Bhutan’s policy of stashing away convertible currency grants and loans like dollars, Euros and foreign currencies in the RMA is a major cause of the rupee crisis. For example if Japan gives Bhutan USD 10 mn in aid, the convertible currency is kept with the RMA and instead an equivalent amount is released in Ngultrum which again gets converted to rupees. In short the government and RMA are saving dollar reserves by using the rupee reserves in its place greatly impacting the rupee reserves. The report says that RMA receives the convertible currency grants and loans and releases equivalent Ngultrum to the government budget fund account. It says that such treatment of convertible currency grants increases the money supply in the banking system fuelling credit growth.
It says that as the convertible currencies are for financing development programs and projects; more than 60% would ultimately translate into imports from India.
The report says that in 2010-2011 financial year, Bhutan received USD 93.8mn or Nu 4.2bn (using USD 1= Nu 45).
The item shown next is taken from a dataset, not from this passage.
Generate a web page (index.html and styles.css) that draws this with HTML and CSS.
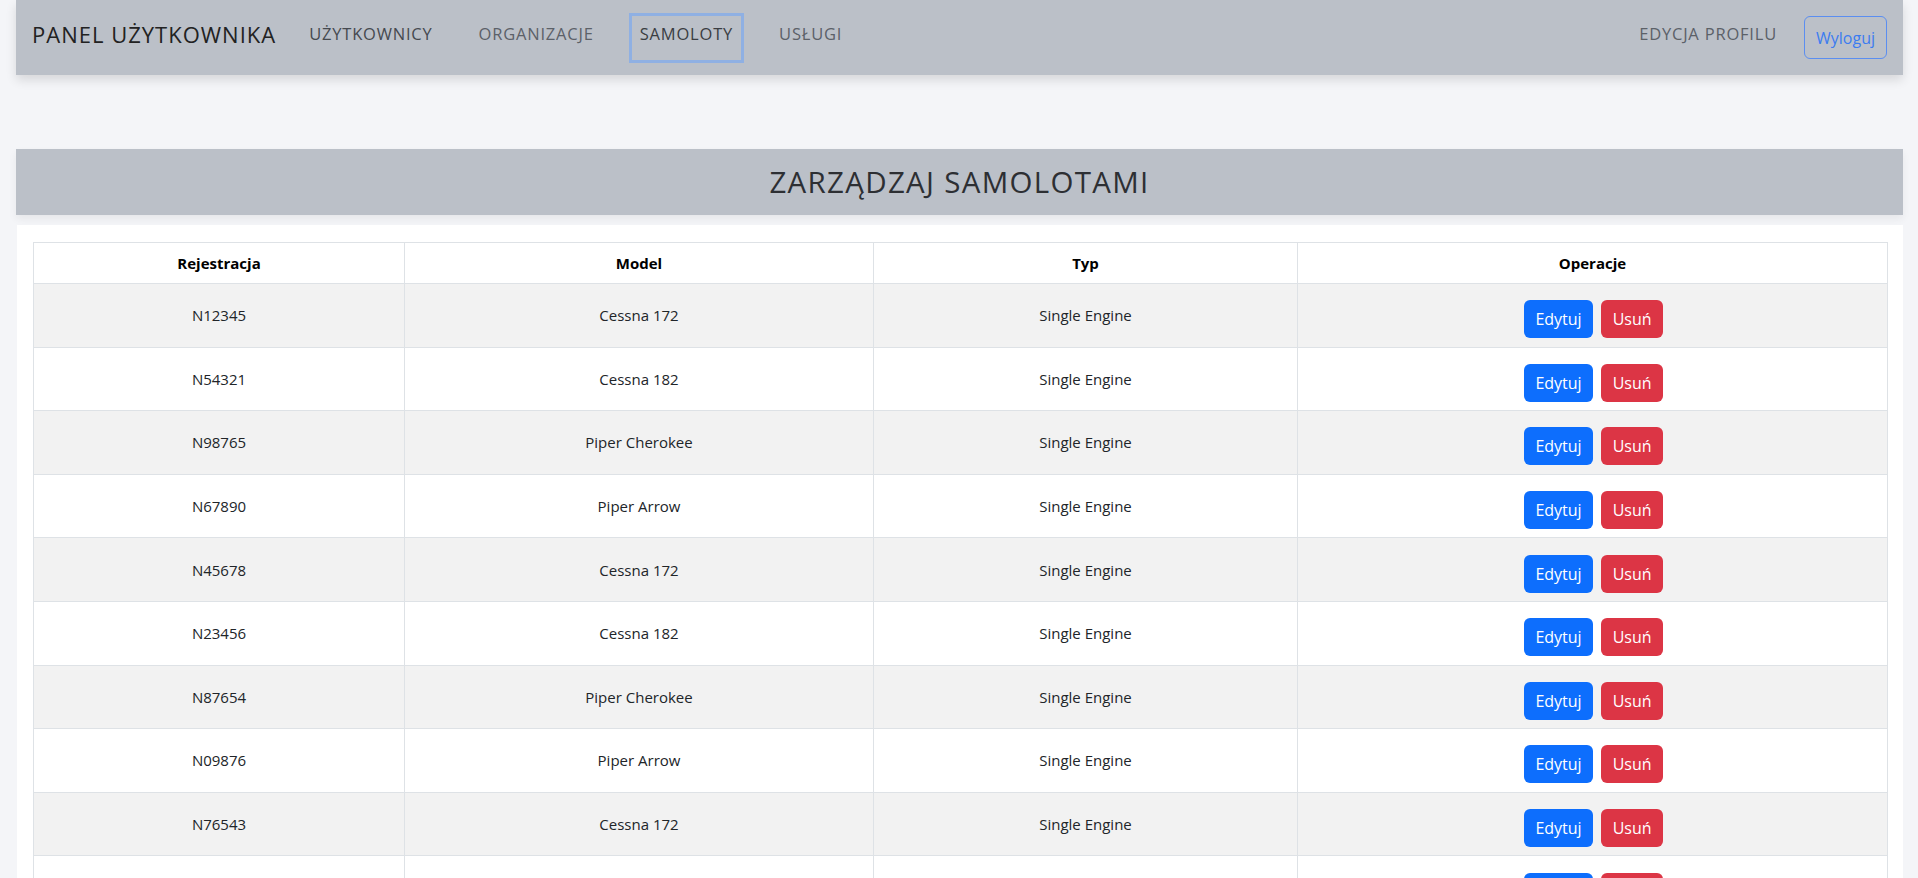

The estimated rupee that would be spent on imports here would be about Nu 2.5 bn.
In addition to this the there was off budget convertible currency loansof USD 29.52mn or Nu 1.3 bn taken from Asian Development Bank for the Dagachu Hydroelectric project.
The report says that although the convertible currency reserve would have grown by that extent, the counter value has impacted on the rupee.
The report also says that the policy of directly accumulating convertible currency in the RMA reserves and then using rupees instead for imports has resulted in rapid depletion of rupee reserves on one hand while there has been a steady growth of convertible currency reserves.
It is also clear that the bulk of Bhutan’s dollar reserves come not from income generating activities but from stashing away grants and loans meant for dollars and instead releasing Ngultrum and rupees.
From 2006 to 2010, the dollar reserve grew from USD 299mn to USD 888.8mn. Of this, the contribution of the tourism sector was only USD 98.46mn.